* TASK BRIEF: The listing below must be repeated word for word, with its images excluded.

* AVAILABLE DATA:
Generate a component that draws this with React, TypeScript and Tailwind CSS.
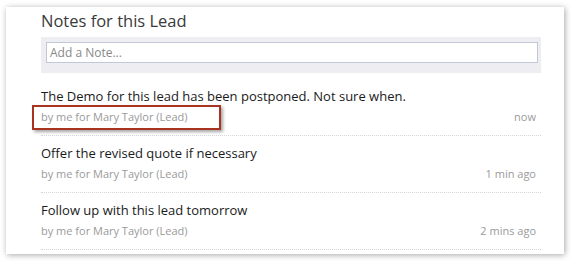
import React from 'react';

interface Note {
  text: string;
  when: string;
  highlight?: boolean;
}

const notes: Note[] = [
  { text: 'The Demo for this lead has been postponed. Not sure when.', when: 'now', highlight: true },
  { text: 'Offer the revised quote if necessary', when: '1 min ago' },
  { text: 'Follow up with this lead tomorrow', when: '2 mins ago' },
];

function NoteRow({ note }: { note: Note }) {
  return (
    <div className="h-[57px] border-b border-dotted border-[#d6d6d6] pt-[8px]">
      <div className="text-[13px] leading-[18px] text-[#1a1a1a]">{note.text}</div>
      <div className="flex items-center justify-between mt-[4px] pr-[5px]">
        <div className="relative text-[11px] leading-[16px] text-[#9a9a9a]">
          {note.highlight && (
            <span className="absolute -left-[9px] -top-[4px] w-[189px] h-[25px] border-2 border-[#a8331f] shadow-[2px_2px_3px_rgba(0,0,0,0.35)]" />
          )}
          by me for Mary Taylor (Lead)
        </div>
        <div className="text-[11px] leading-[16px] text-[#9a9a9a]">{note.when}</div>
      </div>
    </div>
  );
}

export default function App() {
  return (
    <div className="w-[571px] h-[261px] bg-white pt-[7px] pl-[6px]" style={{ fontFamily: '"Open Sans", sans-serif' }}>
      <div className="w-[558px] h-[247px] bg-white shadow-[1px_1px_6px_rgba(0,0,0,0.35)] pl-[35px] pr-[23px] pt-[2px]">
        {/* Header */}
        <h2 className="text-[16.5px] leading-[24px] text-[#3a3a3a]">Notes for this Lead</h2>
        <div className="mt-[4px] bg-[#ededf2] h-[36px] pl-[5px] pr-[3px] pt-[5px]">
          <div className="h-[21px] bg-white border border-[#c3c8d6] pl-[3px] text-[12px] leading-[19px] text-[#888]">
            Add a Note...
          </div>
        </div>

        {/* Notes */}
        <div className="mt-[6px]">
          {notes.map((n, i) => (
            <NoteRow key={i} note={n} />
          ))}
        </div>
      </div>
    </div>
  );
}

* CORRECT ANSWER:
Generate a component that draws this with React, TypeScript and Tailwind CSS.
import React from 'react';

interface Note {
  text: string;
  when: string;
  highlight?: boolean;
}

const notes: Note[] = [
  { text: 'The Demo for this lead has been postponed. Not sure when.', when: 'now', highlight: true },
  { text: 'Offer the revised quote if necessary', when: '1 min ago' },
  { text: 'Follow up with this lead tomorrow', when: '2 mins ago' },
];

function NoteRow({ note }: { note: Note }) {
  return (
    <div className="h-[57px] border-b border-dotted border-[#d6d6d6] pt-[8px]">
      <div className="text-[13px] leading-[18px] text-[#1a1a1a]">{note.text}</div>
      <div className="flex items-center justify-between mt-[4px] pr-[5px]">
        <div className="relative text-[11px] leading-[16px] text-[#9a9a9a]">
          {note.highlight && (
            <span className="absolute -left-[9px] -top-[4px] w-[189px] h-[25px] border-2 border-[#a8331f] shadow-[2px_2px_3px_rgba(0,0,0,0.35)]" />
          )}
          by me for Mary Taylor (Lead)
        </div>
        <div className="text-[11px] leading-[16px] text-[#9a9a9a]">{note.when}</div>
      </div>
    </div>
  );
}

export default function App() {
  return (
    <div className="w-[571px] h-[261px] bg-white pt-[7px] pl-[6px]" style={{ fontFamily: '"Open Sans", sans-serif' }}>
      <div className="w-[558px] h-[247px] bg-white shadow-[1px_1px_6px_rgba(0,0,0,0.35)] pl-[35px] pr-[23px] pt-[2px]">
        {/* Header */}
        <h2 className="text-[16.5px] leading-[24px] text-[#3a3a3a]">Notes for this Lead</h2>
        <div className="mt-[4px] bg-[#ededf2] h-[36px] pl-[5px] pr-[3px] pt-[5px]">
          <div className="h-[21px] bg-white border border-[#c3c8d6] pl-[3px] text-[12px] leading-[19px] text-[#888]">
            Add a Note...
          </div>
        </div>

        {/* Notes */}
        <div className="mt-[6px]">
          {notes.map((n, i) => (
            <NoteRow key={i} note={n} />
          ))}
        </div>
      </div>
    </div>
  );
}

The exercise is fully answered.